### [Task to complete]
Starting at the line that contains "Emit a component", reproduce each line exactly up to and including the line that contains "The picture is". Reproduce nothing else.
--- Start Records provided ---
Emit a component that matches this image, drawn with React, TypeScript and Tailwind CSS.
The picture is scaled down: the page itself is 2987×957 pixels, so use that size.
--- End Records provided ---
--- Start Records provided ---
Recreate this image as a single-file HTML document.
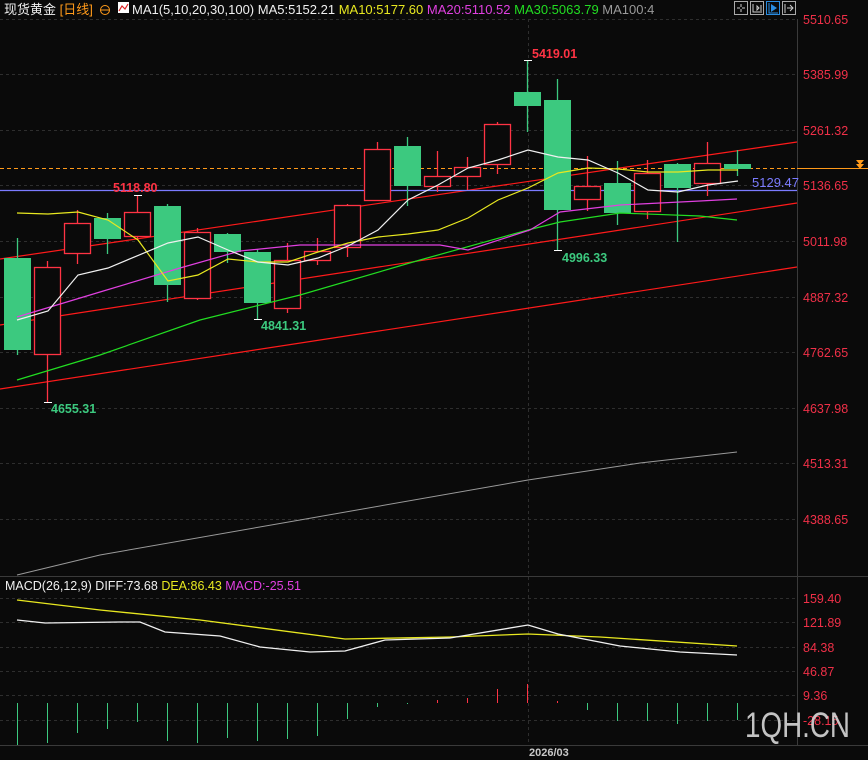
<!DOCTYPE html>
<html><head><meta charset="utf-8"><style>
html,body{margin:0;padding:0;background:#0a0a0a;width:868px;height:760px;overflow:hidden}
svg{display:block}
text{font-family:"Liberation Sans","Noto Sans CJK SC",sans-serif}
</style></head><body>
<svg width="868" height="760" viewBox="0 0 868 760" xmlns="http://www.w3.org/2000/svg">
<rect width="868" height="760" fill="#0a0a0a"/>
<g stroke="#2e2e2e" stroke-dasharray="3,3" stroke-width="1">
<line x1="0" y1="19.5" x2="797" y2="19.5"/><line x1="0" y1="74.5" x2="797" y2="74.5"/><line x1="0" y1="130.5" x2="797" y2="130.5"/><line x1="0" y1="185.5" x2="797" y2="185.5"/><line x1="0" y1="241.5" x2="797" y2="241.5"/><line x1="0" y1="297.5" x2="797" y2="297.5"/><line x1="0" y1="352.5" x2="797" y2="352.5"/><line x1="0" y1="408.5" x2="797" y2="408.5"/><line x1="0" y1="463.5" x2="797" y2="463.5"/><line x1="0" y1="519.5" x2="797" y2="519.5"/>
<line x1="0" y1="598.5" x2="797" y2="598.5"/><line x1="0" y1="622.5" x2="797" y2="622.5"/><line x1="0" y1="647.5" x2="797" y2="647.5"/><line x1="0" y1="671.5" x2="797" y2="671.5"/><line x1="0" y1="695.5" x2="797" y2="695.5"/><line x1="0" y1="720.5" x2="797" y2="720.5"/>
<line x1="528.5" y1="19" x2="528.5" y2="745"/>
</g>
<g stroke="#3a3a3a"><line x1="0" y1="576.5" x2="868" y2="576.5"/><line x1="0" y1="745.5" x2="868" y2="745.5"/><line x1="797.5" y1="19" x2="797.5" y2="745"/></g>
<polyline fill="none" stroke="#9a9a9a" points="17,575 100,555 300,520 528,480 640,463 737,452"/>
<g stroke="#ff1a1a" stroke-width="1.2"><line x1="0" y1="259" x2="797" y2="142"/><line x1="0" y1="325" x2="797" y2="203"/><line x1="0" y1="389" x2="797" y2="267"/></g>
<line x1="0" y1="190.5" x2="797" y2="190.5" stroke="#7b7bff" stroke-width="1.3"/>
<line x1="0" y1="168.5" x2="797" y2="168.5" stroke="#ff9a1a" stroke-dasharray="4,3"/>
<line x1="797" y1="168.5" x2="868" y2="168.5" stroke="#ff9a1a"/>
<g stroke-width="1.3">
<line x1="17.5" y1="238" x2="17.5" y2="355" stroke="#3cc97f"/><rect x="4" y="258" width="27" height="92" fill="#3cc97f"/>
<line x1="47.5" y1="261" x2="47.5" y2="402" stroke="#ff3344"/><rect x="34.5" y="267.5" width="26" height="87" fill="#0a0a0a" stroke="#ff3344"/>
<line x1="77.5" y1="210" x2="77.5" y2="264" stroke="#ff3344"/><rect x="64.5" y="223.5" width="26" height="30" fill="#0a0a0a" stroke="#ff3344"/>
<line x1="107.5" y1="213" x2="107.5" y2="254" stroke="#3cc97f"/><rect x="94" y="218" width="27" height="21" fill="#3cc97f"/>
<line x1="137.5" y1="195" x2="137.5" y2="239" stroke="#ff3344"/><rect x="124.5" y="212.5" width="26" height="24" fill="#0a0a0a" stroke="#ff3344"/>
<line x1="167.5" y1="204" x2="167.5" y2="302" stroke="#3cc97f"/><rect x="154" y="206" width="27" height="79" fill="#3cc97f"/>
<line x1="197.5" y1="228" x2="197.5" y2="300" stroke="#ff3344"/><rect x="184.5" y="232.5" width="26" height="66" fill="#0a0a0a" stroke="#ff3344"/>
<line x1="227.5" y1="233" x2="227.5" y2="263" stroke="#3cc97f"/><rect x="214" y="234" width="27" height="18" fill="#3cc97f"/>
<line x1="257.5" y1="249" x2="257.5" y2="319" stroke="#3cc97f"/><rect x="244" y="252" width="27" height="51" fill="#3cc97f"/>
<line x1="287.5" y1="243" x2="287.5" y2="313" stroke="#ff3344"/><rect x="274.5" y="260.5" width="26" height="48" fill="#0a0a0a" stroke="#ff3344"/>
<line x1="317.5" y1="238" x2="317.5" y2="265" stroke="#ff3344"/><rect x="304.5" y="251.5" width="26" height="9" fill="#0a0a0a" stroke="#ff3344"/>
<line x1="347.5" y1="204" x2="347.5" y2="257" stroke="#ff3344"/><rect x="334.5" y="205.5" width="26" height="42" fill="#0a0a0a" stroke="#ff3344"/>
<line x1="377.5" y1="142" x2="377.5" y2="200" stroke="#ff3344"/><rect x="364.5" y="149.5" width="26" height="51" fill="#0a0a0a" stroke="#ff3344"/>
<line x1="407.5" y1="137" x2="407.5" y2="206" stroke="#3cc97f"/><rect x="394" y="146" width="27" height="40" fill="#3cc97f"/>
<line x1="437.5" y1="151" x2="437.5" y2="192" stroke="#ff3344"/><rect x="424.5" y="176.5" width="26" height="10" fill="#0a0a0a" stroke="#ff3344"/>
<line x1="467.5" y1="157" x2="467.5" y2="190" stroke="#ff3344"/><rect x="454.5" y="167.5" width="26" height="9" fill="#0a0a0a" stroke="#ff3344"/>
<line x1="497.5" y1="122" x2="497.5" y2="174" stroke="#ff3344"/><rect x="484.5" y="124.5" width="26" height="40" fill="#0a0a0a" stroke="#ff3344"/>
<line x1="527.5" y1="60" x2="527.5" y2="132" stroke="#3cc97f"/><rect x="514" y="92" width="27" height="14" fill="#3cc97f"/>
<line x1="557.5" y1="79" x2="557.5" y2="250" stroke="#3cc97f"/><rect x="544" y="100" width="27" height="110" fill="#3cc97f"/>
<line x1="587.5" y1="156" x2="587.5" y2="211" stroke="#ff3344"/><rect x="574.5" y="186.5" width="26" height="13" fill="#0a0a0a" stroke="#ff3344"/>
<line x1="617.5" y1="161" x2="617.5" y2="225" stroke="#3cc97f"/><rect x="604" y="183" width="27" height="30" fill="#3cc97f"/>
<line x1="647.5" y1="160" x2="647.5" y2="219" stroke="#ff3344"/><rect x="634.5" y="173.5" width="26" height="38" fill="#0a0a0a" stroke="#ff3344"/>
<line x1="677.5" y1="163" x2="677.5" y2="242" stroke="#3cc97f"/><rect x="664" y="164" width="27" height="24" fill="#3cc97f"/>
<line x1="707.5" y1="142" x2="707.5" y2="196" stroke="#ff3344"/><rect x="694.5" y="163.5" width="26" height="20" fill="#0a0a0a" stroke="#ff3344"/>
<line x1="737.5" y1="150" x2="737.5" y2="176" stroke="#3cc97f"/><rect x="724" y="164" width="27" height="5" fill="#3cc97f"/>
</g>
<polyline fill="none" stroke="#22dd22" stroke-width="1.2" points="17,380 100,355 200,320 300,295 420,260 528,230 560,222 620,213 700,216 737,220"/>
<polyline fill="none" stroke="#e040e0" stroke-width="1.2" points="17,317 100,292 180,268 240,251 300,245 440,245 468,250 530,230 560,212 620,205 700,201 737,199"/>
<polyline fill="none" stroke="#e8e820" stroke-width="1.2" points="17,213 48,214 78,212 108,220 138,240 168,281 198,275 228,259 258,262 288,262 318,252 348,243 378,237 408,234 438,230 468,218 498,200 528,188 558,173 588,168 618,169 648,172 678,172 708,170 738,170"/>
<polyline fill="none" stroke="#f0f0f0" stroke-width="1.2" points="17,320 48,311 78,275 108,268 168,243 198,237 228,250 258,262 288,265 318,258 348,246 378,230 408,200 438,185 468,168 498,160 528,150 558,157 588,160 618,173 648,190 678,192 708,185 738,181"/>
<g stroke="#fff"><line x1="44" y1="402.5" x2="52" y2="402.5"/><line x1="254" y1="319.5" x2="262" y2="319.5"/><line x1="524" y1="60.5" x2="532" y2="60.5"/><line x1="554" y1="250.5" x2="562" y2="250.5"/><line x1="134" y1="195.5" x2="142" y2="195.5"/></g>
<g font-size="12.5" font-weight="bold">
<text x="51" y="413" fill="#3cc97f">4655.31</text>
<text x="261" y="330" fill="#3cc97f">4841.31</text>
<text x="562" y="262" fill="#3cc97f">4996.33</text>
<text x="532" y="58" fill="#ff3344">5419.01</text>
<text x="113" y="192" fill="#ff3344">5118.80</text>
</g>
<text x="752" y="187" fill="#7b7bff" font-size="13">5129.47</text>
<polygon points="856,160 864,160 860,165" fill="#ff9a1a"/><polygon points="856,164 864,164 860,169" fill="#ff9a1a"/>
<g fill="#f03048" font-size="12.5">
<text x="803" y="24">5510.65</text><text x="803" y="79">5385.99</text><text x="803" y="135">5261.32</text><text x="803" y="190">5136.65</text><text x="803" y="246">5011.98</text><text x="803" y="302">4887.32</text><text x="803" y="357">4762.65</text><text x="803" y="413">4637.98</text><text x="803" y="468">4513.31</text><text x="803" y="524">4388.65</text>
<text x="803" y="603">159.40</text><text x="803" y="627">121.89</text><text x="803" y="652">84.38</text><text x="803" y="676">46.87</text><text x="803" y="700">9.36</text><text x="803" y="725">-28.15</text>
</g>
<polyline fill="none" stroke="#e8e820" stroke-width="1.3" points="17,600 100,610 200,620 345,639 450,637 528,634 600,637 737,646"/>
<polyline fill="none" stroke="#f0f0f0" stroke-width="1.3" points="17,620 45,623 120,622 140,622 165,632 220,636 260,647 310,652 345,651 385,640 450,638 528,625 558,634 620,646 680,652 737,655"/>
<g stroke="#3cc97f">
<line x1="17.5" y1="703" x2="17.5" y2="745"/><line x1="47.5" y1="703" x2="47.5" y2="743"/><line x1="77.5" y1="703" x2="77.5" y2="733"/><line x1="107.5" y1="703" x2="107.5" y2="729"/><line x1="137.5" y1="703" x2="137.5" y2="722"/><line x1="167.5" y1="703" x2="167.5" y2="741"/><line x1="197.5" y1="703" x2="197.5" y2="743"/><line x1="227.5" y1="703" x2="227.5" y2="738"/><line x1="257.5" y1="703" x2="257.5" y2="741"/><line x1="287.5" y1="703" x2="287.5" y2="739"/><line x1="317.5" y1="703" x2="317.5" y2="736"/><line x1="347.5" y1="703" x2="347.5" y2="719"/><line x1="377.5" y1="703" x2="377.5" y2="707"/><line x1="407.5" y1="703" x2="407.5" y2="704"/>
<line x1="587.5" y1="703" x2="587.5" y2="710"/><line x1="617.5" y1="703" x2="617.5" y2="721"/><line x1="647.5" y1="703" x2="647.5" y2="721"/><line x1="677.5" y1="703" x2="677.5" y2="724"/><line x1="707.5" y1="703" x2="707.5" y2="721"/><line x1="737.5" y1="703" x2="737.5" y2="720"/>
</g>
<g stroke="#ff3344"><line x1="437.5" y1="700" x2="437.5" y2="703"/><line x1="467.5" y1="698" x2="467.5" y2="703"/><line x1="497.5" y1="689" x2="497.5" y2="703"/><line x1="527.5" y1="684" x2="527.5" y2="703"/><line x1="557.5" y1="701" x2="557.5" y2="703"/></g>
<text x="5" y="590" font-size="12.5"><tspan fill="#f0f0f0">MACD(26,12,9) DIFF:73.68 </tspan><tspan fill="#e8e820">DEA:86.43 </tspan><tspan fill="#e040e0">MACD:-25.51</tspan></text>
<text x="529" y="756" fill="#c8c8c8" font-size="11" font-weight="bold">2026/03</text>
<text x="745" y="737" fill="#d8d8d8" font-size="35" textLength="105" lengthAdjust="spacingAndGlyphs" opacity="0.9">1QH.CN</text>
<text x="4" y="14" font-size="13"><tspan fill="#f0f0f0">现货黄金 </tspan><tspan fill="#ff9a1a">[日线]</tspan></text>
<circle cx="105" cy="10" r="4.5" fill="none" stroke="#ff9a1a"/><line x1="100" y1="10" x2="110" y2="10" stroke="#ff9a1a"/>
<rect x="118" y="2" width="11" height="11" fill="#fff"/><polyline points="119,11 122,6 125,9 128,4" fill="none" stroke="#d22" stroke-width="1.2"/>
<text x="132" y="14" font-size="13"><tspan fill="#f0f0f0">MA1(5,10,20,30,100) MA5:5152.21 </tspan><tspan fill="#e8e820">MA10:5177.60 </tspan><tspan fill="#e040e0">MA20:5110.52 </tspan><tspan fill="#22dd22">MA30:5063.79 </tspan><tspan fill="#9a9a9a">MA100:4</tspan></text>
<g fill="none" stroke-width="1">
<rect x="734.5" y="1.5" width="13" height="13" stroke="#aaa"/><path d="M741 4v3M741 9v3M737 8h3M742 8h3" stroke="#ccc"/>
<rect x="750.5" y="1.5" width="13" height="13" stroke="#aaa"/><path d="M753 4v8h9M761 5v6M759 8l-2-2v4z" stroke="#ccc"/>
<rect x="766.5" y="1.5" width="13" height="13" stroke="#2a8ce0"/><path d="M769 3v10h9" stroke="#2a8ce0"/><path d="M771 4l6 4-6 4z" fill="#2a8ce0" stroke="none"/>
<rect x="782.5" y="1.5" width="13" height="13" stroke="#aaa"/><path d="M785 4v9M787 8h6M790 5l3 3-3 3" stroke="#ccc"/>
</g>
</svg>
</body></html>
--- End Records provided ---
### [Result]
Emit a component that matches this image, drawn with React, TypeScript and Tailwind CSS.
The picture is scaled down: the page itself is 2987×957 pixels, so use that size.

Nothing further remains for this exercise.